The construction site for the expansion of the Takhini Hot Springs on July 2. The company will resume building its resort after a delay of more than a year. (Kallan Lyons/Yukon News)

Takhini Hot Springs condo project gets approval

‘I’ve never seen provisions quite like the ones that were introduced through the local area planning process’

Takhini Hot Springs Ltd. will resume building a new resort after an almost 16-month delay, according to the company’s president Garry Umbrich.

Umbrich received confirmation from the Yukon government cabinet on June 27 that his rezoning application has been granted. The news came on the same day Umbrich issued a press release that said cabinet’s inaction was causing construction delays and headaches.

“We’re super happy that they responded very quickly to our press release stating this is (taking) too long,” said Umbrich.

Umbrich wrote a letter to Premier Sandy Silver in April asking about the government’s decision to rezone for a housing development. The premier responded that it takes four to 18 months to review a zoning amendment.

“I got an e-mail advising me that there was some sort of press release … and almost simultaneously I got the notification that the zoning had been approved,” said Jerome McIntyre, director of land planning with the Department of Energy, Mines and Resources.

“One was not influenced by the other.”

The amendment includes approval to build condominiums. Umbrich said the condo sales will help finance the completion of the resort’s pool.
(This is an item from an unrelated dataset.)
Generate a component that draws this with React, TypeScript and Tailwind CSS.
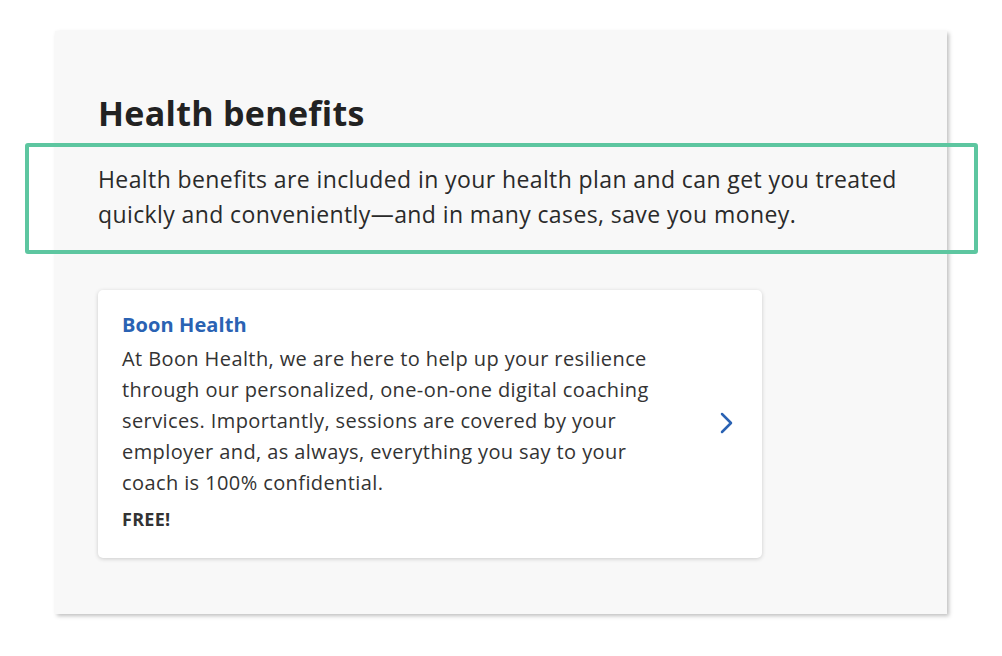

Umbrich signed a development agreement with the government in 2012 to subdivide the four large lots at the hot springs into 10. The project was put on hold following two court cases where local residents sued the government over what they called a lack of consultation.

The Yukon government and residents of the Takhini Hot Springs Road area developed a land-use plan in the early 2000s, which included a special provision for a co-housing arrangement. The provision allows owners with adjacent lots to consolidate more than two homes on a single lot, but this is subject to three things: community consultation, rezoning and site plan approval.

“I’ve never seen provisions quite like the ones that were introduced through the local area planning process,” said McIntyre.

The current zoning is for mixed use and tourism accommodation. Permitted uses for development include a resort, motel or hotel, restaurants and a limited number of residential units.

Umbrich was previously approved to build nine homes on one lot. The Hot Springs Road Development Area Resident Association said they weren’t properly consulted and filed a lawsuit against the government, which was upheld by the Yukon Supreme Court in 2017.

“We wanted to protect our forest, by not spreading the development out all over the property (by) putting two houses on every property,” said Umbrich.

Alison Reid, one of the original investors in the Takhini Hot Springs, said in an interview before the government’s decision was made public, that the decisions which lead to the original lawsuit seemed to be happening behind the scenes.

“My impression was … they subdivided and that was part of what happened without public consultation,” she said.

“That was the concern I think of other people as well, that it wasn’t anticipated that there’d be more than eight dwellings consolidated, or that the zoning would change.”

A community consultation took place in June 2017. McIntyre said concerns from residents include the impact on traffic, wildlife and the proximity of the housing to neighbouring lots.

Umbrich now has permission to build on all 10 parcels of land. Once he receives development permits, Umbrich will start building the nine detached homes on one of those parcels where hewill also build up to three pools, half a dozen vacation cabins and a mid-sized lodge for tourists.

“We’re looking at somewhere around 60 rooms … we really don’t know,” he said.

Construction won’t begin until the 30-day appeal process is over and a site plan has been shared with the public. The nine houses are expected to be built by next spring, the pools by 2020, and the lodge and cabins after that.

“We’ll be … holding a public meeting, just because we know that this is an issue that’s very contentious,” said McIntyre.

“So we would go a little beyond what our normal consultation would be on the site plans.”

Prior to the news that the construction is going ahead, Reid said she wants better consultation.

“If that kind of consultation is followed, then whatever the outcome out of that is, I would be satisfied.”